Friday, August 17, 2007

Menticide and Jose Padilla

Menticide is the destruction -- the murder, really -- of a human being's mind. It's what was done to Jose Padilla, as Lindsay Beyerstein describes in a must-read post published shortly before the verdict in Padilla's trial was announced:

In 1951, psychiatrist Joost Meerloo coined the term "menticide" to describe the kind of systematic psychological violence that the Chinese inflicted upon American POWs during the Korean War. The basic techniques haven't changed much since then. Over the years, these tactics have been embraced by a variety of cults and coercive "treatment" programs in the United States and abroad.

Today, the US government insists that mind-killing is an essential part of their endless war on terrorism. For details, see Jane Mayer's excellent New Yorker piece, The Black Sites.

Lindsay also directs us to Democracy Now!, where Amy Goodman and Juan Gonzalez spoke with Dr. Angela Hagerty. Dr. Hagerty concluded after a 22-hour interview with Jose Padilla, that Padilla was incapable of taking part in his own defense, and thus was not fit to stand trial. Here is Lindsay quoting from a section of the DN transcript:
Also he had developed, actually, a third thing.
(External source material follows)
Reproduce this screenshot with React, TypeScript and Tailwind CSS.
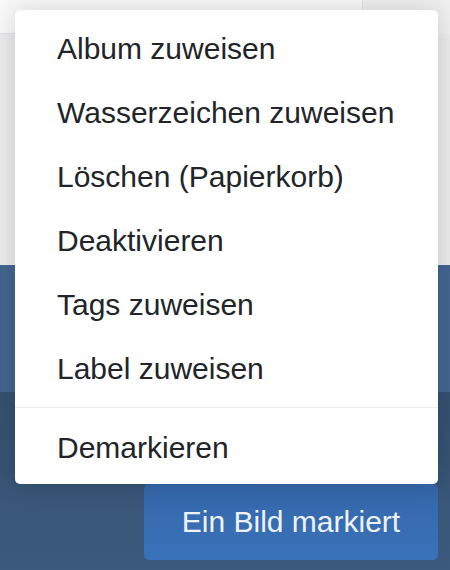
import React from "react";

const items = [
  "Album zuweisen",
  "Wasserzeichen zuweisen",
  "Löschen (Papierkorb)",
  "Deaktivieren",
  "Tags zuweisen",
  "Label zuweisen",
];

export default function App() {
  return (
    <div
      className="relative w-[450px] h-[570px] overflow-hidden flex flex-col"
      style={{ fontFamily: '"Liberation Sans", Arial, sans-serif' }}
    >
      <div className="h-[34px] flex shrink-0">
        <div className="w-[363px] bg-[#f9f9fa] border-b border-r border-[#dfe4ea]" />
        <div className="flex-1 bg-[#f0f0f0]" />
      </div>
      <div className="h-[231px] bg-[#ebebeb] shrink-0" />
      <div className="h-[127px] bg-[#42658f] shrink-0" />
      <div className="flex-1 bg-gradient-to-b from-[#34506f] to-[#3b5a7d] flex justify-end pr-[12px] pt-[92px]">
        <div className="w-[294px] h-[76px] rounded-[5px] bg-gradient-to-b from-[#3467a9] to-[#3a72b9] text-[#eef2f7] text-[30px] flex items-center justify-center leading-none">
          Ein Bild markiert
        </div>
      </div>

      <div className="absolute left-[15px] top-[10px] w-[423px] h-[474px] bg-white rounded-[5px] shadow-[0_0_24px_rgba(0,0,0,0.16)] pt-[7px] pb-[4px] flex flex-col">
        {items.map((t) => (
          <div
            key={t}
            className="h-[64px] flex items-center pl-[42px] text-[30px] leading-none text-[#212529]"
          >
            {t}
          </div>
        ))}
        <div className="mt-[6px] mb-[8px] h-px bg-[#e9ecef]" />
        <div className="h-[64px] flex items-center pl-[42px] text-[30px] leading-none text-[#212529]">
          Demarkieren
        </div>
      </div>
    </div>
  );
}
He had developed really a tremendous identification with the goals and interests of the government. I really considered a diagnosis of Stockholm syndrome. For example, at one point in the proceedings, his attorneys had, you know, done well at cross-examining an FBI agent, and instead of feeling happy about it like all the other defendants I’ve seen over the years, he was actually very angry with them. He was very angry that the civil proceedings were “unfair to the commander-in-chief,” quote/unquote. And in fact, one of the things that happened that disturbed me particularly was when he saw his mother. He wanted her to contact President Bush to help him, help him out of his dilemma. He expected that the government might help him, if he was “good,” quote/unquote.

Remember, this as well as much else that Dr. Hagerty observed about Padilla's mental state after 3 years in U.S. custody, was accomplished through the use of extremely cruel and brutal isolation and sensory deprivation tactics that U.S. officials copied from countries like Korea and the Soviet Union -- tactics that were used against Americans in the early 1950s (by Korea) and against Soviet citizens by their own government at a time when we considered those governments to be the epitome of evil precisely for the fact that they did such things. Now the Bush administration is finding that these formerly heinous violations of human rights are "necessary tools in the war on terror."

1 comment:

Chief said...

I do not know what, if anything, Mr. Padilla did that was against the law. But the way his rights were, not violated but, shredded, he needs to be set free.